The Rotherham NHS Foundation Trust aims to have resolved the majority of issues with its Meditech v6.0 electronic patient record implementation by the end of August.
The trust submitted an EPR recovery plan to Monitor in May following an intervention by the foundation trust regulator and persistent problems with the system, which resulted in the trust stopping all go-lives of the EPR.
A letter from Monitor to The Rotherham at the time said: “Data quality remains a significant risk. The trust is currently unable to rely on coding, case mix or activity data from the EPR system, significantly compromising the trust’s ability to manage performance effectively.”
The recovery plan, obtained by EHI under the Freedom of Information Act, says the trust would take 90 days to resolve the majority of functional issues, data quality and re-validation problems, improve usability for clinical staff and reduce the time taken to enter data.
“After 60 days we will start to review and plan for the introduction of the pharmacy module which will bring significant benefits in terms of patient safety, further reduction in data entry and speedier discharge for patients and enhanced communication across the health community,” it says.

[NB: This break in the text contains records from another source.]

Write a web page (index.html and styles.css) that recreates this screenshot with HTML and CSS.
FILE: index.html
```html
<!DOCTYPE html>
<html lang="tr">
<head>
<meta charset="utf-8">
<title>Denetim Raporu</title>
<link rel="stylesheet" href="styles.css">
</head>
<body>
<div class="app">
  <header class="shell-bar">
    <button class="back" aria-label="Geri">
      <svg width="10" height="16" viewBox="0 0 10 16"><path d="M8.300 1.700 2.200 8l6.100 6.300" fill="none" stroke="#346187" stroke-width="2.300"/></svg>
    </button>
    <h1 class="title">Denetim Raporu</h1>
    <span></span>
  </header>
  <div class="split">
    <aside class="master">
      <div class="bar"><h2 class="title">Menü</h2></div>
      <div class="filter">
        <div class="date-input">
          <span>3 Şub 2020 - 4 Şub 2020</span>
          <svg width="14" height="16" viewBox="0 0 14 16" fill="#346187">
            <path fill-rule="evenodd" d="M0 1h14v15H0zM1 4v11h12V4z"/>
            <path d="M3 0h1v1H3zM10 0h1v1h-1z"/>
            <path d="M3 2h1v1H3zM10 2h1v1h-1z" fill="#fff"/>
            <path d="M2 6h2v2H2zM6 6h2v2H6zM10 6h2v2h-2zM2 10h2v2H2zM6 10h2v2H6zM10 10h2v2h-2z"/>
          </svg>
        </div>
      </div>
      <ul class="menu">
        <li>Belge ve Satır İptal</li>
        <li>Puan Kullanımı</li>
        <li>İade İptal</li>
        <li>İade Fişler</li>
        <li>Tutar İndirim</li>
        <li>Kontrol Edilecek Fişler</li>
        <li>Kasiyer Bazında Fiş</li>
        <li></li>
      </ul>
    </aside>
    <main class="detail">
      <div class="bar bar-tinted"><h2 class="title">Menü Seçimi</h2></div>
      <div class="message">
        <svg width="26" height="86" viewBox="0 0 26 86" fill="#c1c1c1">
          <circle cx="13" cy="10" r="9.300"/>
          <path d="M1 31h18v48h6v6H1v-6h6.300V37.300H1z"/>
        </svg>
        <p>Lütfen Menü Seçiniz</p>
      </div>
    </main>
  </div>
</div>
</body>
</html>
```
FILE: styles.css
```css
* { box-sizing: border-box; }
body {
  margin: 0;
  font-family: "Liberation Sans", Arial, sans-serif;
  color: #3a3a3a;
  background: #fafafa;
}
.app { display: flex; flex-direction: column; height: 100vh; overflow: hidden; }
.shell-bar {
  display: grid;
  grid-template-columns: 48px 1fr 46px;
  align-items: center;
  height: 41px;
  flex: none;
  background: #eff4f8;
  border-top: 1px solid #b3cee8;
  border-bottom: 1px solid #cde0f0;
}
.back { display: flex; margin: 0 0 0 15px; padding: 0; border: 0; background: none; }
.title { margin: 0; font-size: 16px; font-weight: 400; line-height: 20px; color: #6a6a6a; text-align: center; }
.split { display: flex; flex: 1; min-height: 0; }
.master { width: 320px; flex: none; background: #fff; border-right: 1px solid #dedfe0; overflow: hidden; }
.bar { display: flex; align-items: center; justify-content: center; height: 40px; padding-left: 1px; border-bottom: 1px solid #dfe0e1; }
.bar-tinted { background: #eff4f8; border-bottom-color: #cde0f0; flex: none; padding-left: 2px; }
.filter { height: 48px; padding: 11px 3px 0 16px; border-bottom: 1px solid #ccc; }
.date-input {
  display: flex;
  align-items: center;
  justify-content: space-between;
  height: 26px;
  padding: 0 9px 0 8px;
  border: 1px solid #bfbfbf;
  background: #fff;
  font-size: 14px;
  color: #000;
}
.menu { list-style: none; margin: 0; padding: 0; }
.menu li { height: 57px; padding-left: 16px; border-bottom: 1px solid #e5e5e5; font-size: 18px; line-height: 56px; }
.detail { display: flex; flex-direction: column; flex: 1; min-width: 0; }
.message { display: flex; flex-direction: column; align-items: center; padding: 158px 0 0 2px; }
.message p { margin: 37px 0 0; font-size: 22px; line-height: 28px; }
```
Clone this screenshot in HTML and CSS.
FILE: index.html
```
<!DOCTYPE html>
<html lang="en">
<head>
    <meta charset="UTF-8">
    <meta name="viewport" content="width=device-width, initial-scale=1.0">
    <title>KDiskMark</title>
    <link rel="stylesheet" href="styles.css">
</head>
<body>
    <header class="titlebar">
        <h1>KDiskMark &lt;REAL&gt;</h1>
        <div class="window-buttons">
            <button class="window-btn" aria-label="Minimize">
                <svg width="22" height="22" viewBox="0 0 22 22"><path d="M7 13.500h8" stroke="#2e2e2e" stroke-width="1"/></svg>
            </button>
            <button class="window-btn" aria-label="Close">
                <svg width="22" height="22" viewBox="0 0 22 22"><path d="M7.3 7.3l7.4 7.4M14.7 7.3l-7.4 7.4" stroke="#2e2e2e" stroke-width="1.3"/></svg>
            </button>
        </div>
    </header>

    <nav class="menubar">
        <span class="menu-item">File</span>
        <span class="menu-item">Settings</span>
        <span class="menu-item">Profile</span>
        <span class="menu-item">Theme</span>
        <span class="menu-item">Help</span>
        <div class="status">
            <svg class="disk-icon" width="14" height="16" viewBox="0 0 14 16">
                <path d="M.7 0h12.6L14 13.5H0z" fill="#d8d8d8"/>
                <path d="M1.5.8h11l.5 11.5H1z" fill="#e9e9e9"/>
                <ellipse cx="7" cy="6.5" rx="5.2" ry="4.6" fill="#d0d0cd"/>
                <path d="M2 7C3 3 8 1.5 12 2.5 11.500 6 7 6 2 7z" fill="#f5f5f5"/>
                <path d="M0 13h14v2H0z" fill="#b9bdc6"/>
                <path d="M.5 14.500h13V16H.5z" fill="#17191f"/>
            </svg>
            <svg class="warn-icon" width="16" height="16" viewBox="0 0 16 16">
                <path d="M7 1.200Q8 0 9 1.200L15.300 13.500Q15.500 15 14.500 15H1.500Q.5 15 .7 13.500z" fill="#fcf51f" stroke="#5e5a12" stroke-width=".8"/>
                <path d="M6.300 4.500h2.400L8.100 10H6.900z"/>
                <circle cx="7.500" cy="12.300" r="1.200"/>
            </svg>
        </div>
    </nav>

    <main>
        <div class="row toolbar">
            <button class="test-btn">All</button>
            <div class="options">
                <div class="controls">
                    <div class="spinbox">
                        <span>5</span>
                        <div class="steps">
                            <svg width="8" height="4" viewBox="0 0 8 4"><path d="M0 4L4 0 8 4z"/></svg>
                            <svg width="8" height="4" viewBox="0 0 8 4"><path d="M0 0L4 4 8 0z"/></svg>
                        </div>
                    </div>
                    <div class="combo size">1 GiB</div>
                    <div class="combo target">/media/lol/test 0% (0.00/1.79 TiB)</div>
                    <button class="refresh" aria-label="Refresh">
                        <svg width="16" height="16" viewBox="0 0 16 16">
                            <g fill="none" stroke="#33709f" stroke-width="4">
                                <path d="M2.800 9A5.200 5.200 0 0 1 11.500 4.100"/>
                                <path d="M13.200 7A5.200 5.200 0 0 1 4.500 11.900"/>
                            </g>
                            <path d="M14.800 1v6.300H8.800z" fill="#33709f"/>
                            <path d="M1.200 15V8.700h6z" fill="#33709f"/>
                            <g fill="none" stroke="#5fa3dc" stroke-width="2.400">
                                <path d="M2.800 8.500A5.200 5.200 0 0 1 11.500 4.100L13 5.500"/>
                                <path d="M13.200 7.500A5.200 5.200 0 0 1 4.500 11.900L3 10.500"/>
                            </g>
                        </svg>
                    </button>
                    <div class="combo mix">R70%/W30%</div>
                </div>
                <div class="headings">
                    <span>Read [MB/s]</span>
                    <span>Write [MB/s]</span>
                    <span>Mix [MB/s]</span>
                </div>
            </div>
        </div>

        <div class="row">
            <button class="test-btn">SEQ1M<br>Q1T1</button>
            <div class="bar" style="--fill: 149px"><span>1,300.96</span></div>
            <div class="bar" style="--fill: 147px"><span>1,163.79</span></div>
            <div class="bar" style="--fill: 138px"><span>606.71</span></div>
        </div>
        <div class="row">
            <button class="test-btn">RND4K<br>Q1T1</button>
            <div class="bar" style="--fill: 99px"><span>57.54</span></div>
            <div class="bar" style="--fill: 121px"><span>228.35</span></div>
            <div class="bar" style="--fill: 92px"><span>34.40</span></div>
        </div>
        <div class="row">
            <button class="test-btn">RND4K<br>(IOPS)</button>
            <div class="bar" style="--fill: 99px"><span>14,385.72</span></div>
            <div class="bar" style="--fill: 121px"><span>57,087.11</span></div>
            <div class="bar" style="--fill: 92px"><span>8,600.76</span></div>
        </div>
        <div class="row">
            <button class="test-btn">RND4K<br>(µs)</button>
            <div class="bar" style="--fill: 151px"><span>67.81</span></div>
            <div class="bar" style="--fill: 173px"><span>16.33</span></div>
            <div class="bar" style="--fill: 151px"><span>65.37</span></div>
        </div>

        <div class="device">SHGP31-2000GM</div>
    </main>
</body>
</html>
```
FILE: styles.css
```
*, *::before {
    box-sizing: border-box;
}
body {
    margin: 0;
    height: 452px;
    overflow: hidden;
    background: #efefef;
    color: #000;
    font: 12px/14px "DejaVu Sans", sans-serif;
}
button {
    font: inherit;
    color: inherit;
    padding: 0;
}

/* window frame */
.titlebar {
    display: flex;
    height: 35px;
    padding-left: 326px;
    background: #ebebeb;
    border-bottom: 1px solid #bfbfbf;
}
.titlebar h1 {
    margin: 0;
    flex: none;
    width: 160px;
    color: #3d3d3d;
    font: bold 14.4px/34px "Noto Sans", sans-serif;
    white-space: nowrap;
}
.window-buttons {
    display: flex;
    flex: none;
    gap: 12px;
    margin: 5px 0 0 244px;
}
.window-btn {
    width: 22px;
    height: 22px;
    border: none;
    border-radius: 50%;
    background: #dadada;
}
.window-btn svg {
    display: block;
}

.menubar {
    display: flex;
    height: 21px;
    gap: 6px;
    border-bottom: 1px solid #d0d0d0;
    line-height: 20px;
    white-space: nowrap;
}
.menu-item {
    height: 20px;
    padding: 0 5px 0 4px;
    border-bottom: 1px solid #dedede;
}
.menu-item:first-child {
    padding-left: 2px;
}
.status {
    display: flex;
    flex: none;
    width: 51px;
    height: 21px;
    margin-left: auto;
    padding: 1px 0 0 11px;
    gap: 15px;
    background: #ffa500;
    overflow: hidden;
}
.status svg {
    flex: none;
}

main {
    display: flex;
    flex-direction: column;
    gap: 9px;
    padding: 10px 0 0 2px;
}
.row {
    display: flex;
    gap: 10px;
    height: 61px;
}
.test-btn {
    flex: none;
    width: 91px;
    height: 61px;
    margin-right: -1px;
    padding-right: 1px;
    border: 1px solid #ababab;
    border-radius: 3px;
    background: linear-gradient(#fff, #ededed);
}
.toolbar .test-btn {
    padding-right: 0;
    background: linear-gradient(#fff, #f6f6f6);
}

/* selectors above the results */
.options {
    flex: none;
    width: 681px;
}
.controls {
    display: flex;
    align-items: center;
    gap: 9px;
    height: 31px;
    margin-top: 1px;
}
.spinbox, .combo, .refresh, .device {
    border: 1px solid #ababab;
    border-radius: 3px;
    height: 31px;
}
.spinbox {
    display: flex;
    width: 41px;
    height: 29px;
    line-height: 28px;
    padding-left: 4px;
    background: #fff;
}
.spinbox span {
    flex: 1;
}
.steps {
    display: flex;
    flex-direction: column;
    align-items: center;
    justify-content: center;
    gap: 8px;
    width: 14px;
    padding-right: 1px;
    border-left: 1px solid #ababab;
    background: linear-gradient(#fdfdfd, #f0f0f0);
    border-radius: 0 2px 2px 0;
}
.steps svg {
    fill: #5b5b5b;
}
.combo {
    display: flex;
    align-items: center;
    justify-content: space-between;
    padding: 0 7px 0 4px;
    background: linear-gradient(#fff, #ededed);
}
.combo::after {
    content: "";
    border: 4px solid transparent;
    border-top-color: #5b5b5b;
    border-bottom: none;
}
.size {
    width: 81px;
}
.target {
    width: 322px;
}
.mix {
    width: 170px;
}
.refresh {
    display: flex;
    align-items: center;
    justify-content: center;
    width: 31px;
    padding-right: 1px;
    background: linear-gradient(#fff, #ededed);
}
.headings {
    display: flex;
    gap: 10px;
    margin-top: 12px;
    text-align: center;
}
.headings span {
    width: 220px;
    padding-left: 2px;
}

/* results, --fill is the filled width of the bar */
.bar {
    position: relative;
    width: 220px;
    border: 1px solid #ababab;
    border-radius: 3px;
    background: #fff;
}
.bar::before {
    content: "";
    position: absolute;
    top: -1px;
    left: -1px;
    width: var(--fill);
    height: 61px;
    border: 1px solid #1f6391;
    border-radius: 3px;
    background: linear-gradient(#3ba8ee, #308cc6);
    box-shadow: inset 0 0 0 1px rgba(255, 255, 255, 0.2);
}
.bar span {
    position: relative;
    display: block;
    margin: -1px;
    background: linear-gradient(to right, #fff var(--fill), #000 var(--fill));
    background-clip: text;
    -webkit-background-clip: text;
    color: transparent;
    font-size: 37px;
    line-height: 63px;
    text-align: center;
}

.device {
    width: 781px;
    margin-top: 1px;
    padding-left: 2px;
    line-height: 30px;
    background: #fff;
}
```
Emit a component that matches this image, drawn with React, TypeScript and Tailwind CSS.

After being found in significant breach of its terms of authorisation by Monitor in February, Rotherham hired an external consultant, Larry Blevins, to conduct a review of the EPR.
The trust has decided to rework the system and will begin implementing new functionalities in the coming months. However, the trust board papers confirm it will install TPP’s SystmOne in A&E.
“From this point a clear prioritised plan for on-going construction of the system will be developed using the same methodology as the re-work programme,” says the recovery plan.
It adds that the trust has introduced several systems and processes to improve assurance and governance, such as forming a new clinical user group and a new change management control process.
“Clinical leads will be asked to attend the board to give their own personal views of progress on a monthly basis as additional assurance measure to the board,” the plan says.
Last month, the trust began a pilot called “the ortho project”, to reduce the time clinicians spend inputting data.
“Following a period of live use a number of clinical users have become dissatisfied with the design and construction of their workflows,” says the plan.
“In addition, multiple issues have been discovered and the associated work -around processes have produced problems such as with data accuracy.”
The pilot aims to re-engage orthopaedic users, “through analysis and redesign of workflows and identifying usability issues with the system.”
“This may or may not include elements of system reconfiguration and many will impact trust wide.”
Blevins is an external EPR expert flown in from the US. On a salary of £25,000 a month, his three-month contract has been extended.
The trust is also in the process of recruiting a new chief executive after former chief executive, Brian James, retired last year.